From the listing below, pick out each line with the word "styles".

## LISTED ENTRIES
▽

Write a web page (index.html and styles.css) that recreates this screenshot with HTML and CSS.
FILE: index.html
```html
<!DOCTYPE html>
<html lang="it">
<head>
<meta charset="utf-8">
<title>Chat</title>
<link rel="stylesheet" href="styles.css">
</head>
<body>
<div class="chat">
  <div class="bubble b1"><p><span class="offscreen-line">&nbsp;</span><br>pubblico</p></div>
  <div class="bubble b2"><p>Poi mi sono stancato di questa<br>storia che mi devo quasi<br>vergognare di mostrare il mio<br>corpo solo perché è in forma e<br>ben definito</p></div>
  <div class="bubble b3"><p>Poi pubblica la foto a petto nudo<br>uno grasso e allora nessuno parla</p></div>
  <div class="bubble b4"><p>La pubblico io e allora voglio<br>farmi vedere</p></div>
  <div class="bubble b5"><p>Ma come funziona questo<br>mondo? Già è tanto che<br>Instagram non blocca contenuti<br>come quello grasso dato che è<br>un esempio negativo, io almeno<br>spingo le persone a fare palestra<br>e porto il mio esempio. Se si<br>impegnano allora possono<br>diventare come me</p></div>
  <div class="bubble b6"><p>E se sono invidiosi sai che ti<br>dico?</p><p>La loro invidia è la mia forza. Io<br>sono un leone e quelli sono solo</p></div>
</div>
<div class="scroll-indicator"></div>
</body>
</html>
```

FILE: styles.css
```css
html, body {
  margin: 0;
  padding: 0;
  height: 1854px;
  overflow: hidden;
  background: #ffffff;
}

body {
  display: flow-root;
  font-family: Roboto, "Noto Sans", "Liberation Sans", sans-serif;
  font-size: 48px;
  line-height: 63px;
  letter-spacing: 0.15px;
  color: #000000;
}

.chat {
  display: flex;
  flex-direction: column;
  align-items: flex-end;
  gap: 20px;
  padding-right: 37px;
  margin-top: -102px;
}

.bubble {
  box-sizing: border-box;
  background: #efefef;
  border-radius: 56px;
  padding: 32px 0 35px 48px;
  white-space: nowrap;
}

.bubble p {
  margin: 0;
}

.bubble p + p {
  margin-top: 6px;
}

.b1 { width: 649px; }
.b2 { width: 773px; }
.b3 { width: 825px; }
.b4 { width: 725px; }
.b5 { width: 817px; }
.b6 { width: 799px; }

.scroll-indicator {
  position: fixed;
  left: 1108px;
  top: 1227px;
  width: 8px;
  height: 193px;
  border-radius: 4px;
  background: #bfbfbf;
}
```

△
▽

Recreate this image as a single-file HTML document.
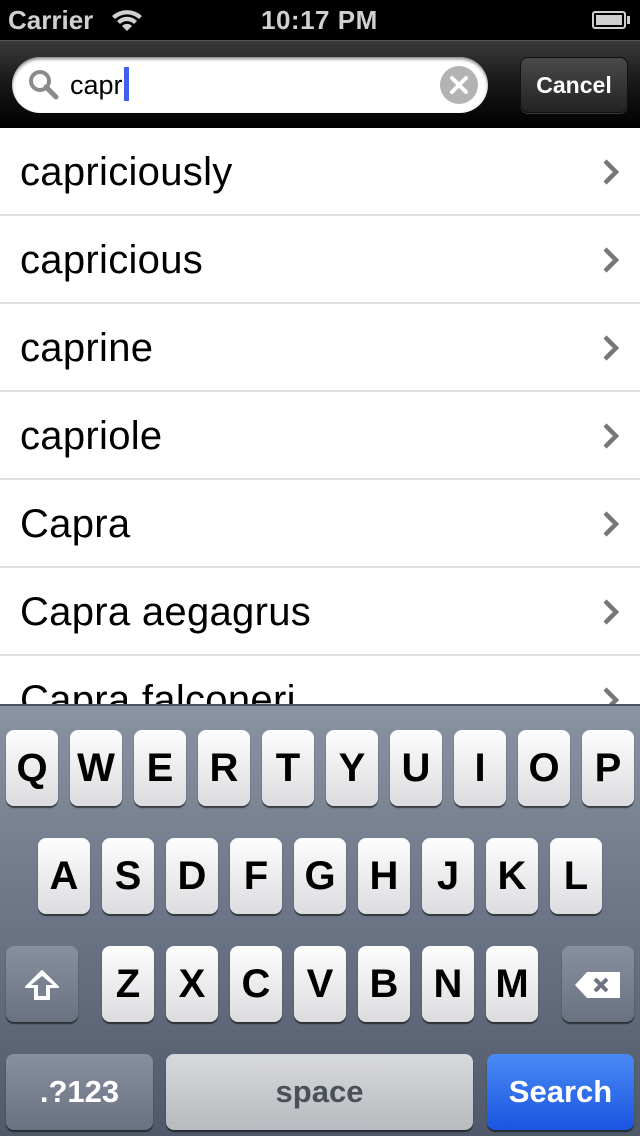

△

## OUTPUT FOR THIS EXERCISE
Write a web page (index.html and styles.css) that recreates this screenshot with HTML and CSS.
<link rel="stylesheet" href="styles.css">
FILE: styles.css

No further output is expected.